Parking to serve the mixed use will be contained primarily within the large mill building, with a few surface spaces.

View Site Plan (pdf)

Location History
Mill No. 1 is located in the Jones Falls River Valley in north central Baltimore on 10 acres with four existing historic buildings. The Jones Falls River Valley has a long important history in Baltimore. The Jones Falls carried some goods to port, but it was best known for the nearly 300 feet of fall from its head waters to the Baltimore Harbor which made it ideal for furnishing water-based power to numerous mills and manufacturing concerns located in the Valley. They developed a very large concentration of cotton mills which manufactured cotton duck used for the sails of the famous Clipper ships, with origins in Baltimore, as well as other uses. In the late 19th century, these cotton mills had become the single largest producers of cotton duck in the world. However, with the steady shift of jobs to the southern states in the mid 20th century, all the major manufacturers left the Hampden/Woodberry area where these mills were located. Mill No. 1 was actually used until relatively recently for other manufacturing purposes which have since ceased. And this mill happens to sit on a pristine portion of the Jones Falls river, with its views and scenic slopes left unobstructed by the interstate highway, I-83, that covers much of the Jones Falls valley. The unique setting of this mill distinguishes it from the other mill projects in the Jones Falls Valley.

The historical significance of the Jones Falls Valley and its economic potential in the life of the Baltimore region has been recognized by the City of Baltimore.
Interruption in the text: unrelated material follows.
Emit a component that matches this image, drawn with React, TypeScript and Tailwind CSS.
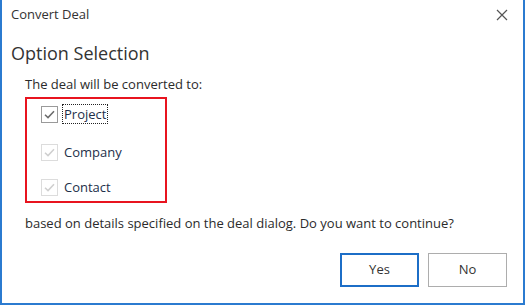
import React from "react";

const font = { fontFamily: '"Open Sans", "Noto Sans", sans-serif' };

const CheckBox = ({ active }: { active?: boolean }) => (
  <span
    className={
      "flex h-[17px] w-[17px] items-center justify-center border bg-white " +
      (active ? "border-[#9a9a9a]" : "border-[#dcdcdc]")
    }
  >
    <svg width="13" height="13" viewBox="0 0 13 13" fill="none">
      <path
        d="M2 6.8 L5 9.6 L11 3.2"
        stroke={active ? "#6b6b6b" : "#cfcfcf"}
        strokeWidth="1.5"
      />
    </svg>
  </span>
);

const Option = ({ label, active, className }: { label: string; active?: boolean; className?: string }) => (
  <div className={"flex items-center gap-[5px] " + (className ?? "")}>
    <CheckBox active={active} />
    <span
      className={
        "px-[1px] leading-[18px] text-[#1d2f4a] " +
        (active ? "outline outline-1 outline-dotted outline-[#222]" : "")
      }
    >
      {label}
    </span>
  </div>
);

export default function App() {
  return (
    <div
      className="flex h-[305px] w-[525px] flex-col border-x-2 border-b-2 border-[#2b7bd0] bg-white text-[13px] text-[#2b2b2b]"
      style={font}
    >
      <div className="flex h-[30px] items-center justify-between pl-[9px] pr-[15px]">
        <span className="text-[#333]">Convert Deal</span>
        <svg width="12" height="12" viewBox="0 0 12 12">
          <path d="M1 1 L11 11 M11 1 L1 11" stroke="#555" strokeWidth="1.2" />
        </svg>
      </div>
      <div className="flex flex-1 flex-col pl-[9px] pr-[14px]">
        <div className="mt-[10px] text-[18px] leading-[26px] text-[#333]">Option Selection</div>
        <div className="mt-[9px] pl-[14px] leading-[18px]">The deal will be converted to:</div>
        <div className="ml-[14px] mt-[4px] flex h-[106px] w-[142px] flex-col border-2 border-[#e8141f] pl-[14px] pt-[6px]">
          <Option label="Project" active />
          <Option label="Company" className="mt-[20px]" />
          <Option label="Contact" className="mt-[17px]" />
        </div>
        <div className="mt-[11px] pl-[14px] leading-[18px]">
          based on details specified on the deal dialog. Do you want to continue?
        </div>
        <div className="mt-[21px] flex justify-end gap-[9px] pr-[2px]">
          <button className="h-[34px] w-[79px] border-2 border-[#1c6ec7] bg-white text-[#333]">Yes</button>
          <button className="h-[34px] w-[79px] border border-[#adadad] bg-white text-[#333]">No</button>
        </div>
      </div>
    </div>
  );
}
Under the leadership of the Baltimore Development Corporation, the City's economic development arm, a group of private citizens, business leaders and institutions have developed the Jones Falls Valley Master Plan which addresses economic development, transportation, environmental and recreation issues in the Valley. Under this Plan, major redevelopment of the historic mills has occurred over the last two decades resulting in the creation of hundreds of new jobs, residences and spillover benefit, to the adjoining neighborhoods.
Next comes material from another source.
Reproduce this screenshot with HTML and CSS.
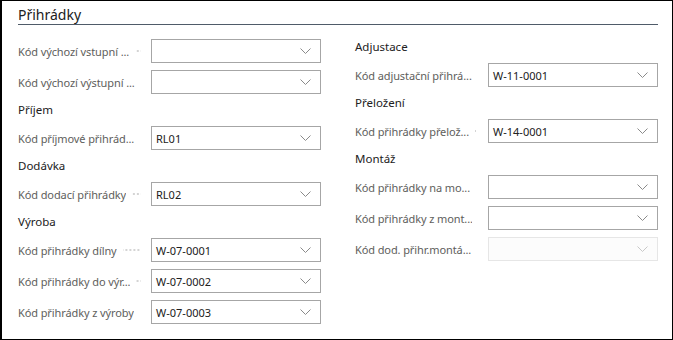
FILE: index.html
```html
<!DOCTYPE html>
<html lang="cs">
<head>
  <meta charset="UTF-8" />
  <title>Přihrádky</title>
  <link rel="stylesheet" href="styles.css">
</head>
<body>
  <div class="page">
    <h2 class="title">Přihrádky</h2>

    <div class="columns">
      <!-- levý sloupec -->
      <div class="column left">
        <div class="field">
          <span class="label"><span class="label-text">Kód výchozí vstupní ...</span><span class="dots"></span></span>
          <div class="select"><span class="value"></span><svg class="chevron" width="11" height="6" viewBox="0 0 11 6"><polyline points="0.5,0.5 5.5,5.5 10.5,0.5" /></svg></div>
        </div>
        <div class="field">
          <span class="label"><span class="label-text">Kód výchozí výstupní ...</span><span class="dots"></span></span>
          <div class="select"><span class="value"></span><svg class="chevron" width="11" height="6" viewBox="0 0 11 6"><polyline points="0.5,0.5 5.5,5.5 10.5,0.5" /></svg></div>
        </div>

        <h3 class="group">Příjem</h3>
        <div class="field">
          <span class="label"><span class="label-text">Kód příjmové přihrád...</span><span class="dots"></span></span>
          <div class="select"><span class="value">RL01</span><svg class="chevron" width="11" height="6" viewBox="0 0 11 6"><polyline points="0.5,0.5 5.5,5.5 10.5,0.5" /></svg></div>
        </div>

        <h3 class="group">Dodávka</h3>
        <div class="field">
          <span class="label"><span class="label-text">Kód dodací přihrádky</span><span class="dots"></span></span>
          <div class="select"><span class="value">RL02</span><svg class="chevron" width="11" height="6" viewBox="0 0 11 6"><polyline points="0.5,0.5 5.5,5.5 10.5,0.5" /></svg></div>
        </div>

        <h3 class="group">Výroba</h3>
        <div class="field">
          <span class="label"><span class="label-text">Kód přihrádky dílny</span><span class="dots"></span></span>
          <div class="select"><span class="value">W-07-0001</span><svg class="chevron" width="11" height="6" viewBox="0 0 11 6"><polyline points="0.5,0.5 5.5,5.5 10.5,0.5" /></svg></div>
        </div>
        <div class="field">
          <span class="label"><span class="label-text">Kód přihrádky do výr...</span><span class="dots"></span></span>
          <div class="select"><span class="value">W-07-0002</span><svg class="chevron" width="11" height="6" viewBox="0 0 11 6"><polyline points="0.5,0.5 5.5,5.5 10.5,0.5" /></svg></div>
        </div>
        <div class="field">
          <span class="label"><span class="label-text">Kód přihrádky z výroby</span><span class="dots"></span></span>
          <div class="select"><span class="value">W-07-0003</span><svg class="chevron" width="11" height="6" viewBox="0 0 11 6"><polyline points="0.5,0.5 5.5,5.5 10.5,0.5" /></svg></div>
        </div>
      </div>

      <!-- pravý sloupec -->
      <div class="column">
        <h3 class="group">Adjustace</h3>
        <div class="field">
          <span class="label"><span class="label-text">Kód adjustační přihrá...</span><span class="dots"></span></span>
          <div class="select"><span class="value">W-11-0001</span><svg class="chevron" width="11" height="6" viewBox="0 0 11 6"><polyline points="0.5,0.5 5.5,5.5 10.5,0.5" /></svg></div>
        </div>

        <h3 class="group">Přeložení</h3>
        <div class="field">
          <span class="label"><span class="label-text">Kód přihrádky přelož...</span><span class="dots"></span></span>
          <div class="select"><span class="value">W-14-0001</span><svg class="chevron" width="11" height="6" viewBox="0 0 11 6"><polyline points="0.5,0.5 5.5,5.5 10.5,0.5" /></svg></div>
        </div>

        <h3 class="group">Montáž</h3>
        <div class="field">
          <span class="label"><span class="label-text">Kód přihrádky na mo...</span><span class="dots"></span></span>
          <div class="select"><span class="value"></span><svg class="chevron" width="11" height="6" viewBox="0 0 11 6"><polyline points="0.5,0.5 5.5,5.5 10.5,0.5" /></svg></div>
        </div>
        <div class="field">
          <span class="label"><span class="label-text">Kód přihrádky z mont...</span><span class="dots"></span></span>
          <div class="select"><span class="value"></span><svg class="chevron" width="11" height="6" viewBox="0 0 11 6"><polyline points="0.5,0.5 5.5,5.5 10.5,0.5" /></svg></div>
        </div>
        <div class="field">
          <span class="label"><span class="label-text">Kód dod. přihr.montá...</span><span class="dots"></span></span>
          <div class="select disabled"><span class="value"></span><svg class="chevron" width="11" height="6" viewBox="0 0 11 6"><polyline points="0.5,0.5 5.5,5.5 10.5,0.5" /></svg></div>
        </div>
      </div>
    </div>
  </div>
</body>
</html>
```

FILE: styles.css
```css
html, body {
  margin: 0;
  background: #fff;
}

body {
  font-family: "Segoe UI", "Noto Sans", sans-serif;
  color: #212121;
}

/* rámeček celé stránky */
.page {
  width: 673px;
  height: 340px;
  box-sizing: border-box;
  border: 1px solid #000;
  border-left-width: 2px;
  padding: 0 14px 0 16px;
}

.title {
  margin: 0;
  padding-top: 5px;
  font-size: 14px;
  font-weight: normal;
  line-height: 18px;
  border-bottom: 1px solid #4f5b69;
}

.columns {
  display: grid;
  grid-template-columns: 303px 303px;
  column-gap: 34px;
  padding-top: 13px;
}

.column.left {
  padding-top: 1px;
}

.group {
  margin: 0 0 7px;
  font-size: 11.5px;
  font-weight: normal;
  line-height: 18px;
  color: #212121;
}

.field {
  display: flex;
  align-items: center;
  height: 24px;
  margin-bottom: 7px;
}

.label {
  display: flex;
  align-items: center;
  width: 133px;
  flex: none;
  padding-right: 10px;
  box-sizing: border-box;
  font-size: 11px;
  letter-spacing: -0.1px;
  color: #605e5c;
}

.label-text {
  white-space: nowrap;
  overflow: hidden;
}

/* tečky mezi popiskem a polem */
.dots {
  flex: 1;
  height: 2px;
  margin-left: 6px;
  background-image: linear-gradient(to right, #d4d4d4 50%, transparent 50%);
  background-size: 4px 2px;
  background-repeat: repeat-x;
  background-position: right center;
}

.select {
  flex: 1;
  display: flex;
  align-items: center;
  height: 24px;
  box-sizing: border-box;
  border: 1px solid #a6a6a6;
  padding: 0 9px 0 4px;
  background: #fff;
}

.value {
  flex: 1;
  font-size: 11px;
  color: #212121;
}

.chevron polyline {
  fill: none;
  stroke: #8a8a8a;
  stroke-width: 1;
}

.select.disabled {
  border-color: #e6e6e6;
  background: #fcfcfc;
}

.select.disabled .chevron polyline {
  stroke: #c8c8c8;
}
```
Mill No. 1 is strategically located close to major amenities and to downtown Baltimore. It is immediately adjacent to the Hampden neighborhood just up the hill from the site which has a vibrant main street featuring restaurants, bars, and boutique retailing. It is located just a little over a mile from Amtrak's Pennsylvania Station and close to numerous institutions of higher learning: just 5 minutes from Johns Hopkins University, the Maryland Institute College of Art, and the University of Baltimore and just 10 minutes from Loyola University and College of Notre Dame. Exit ramps to I-83 are located just above and below the site, linking it to Downtown and the northern suburbs. Light rail stops are located about a mile to the north and a mile to the south of the site with connections to BWI Airport and downtown.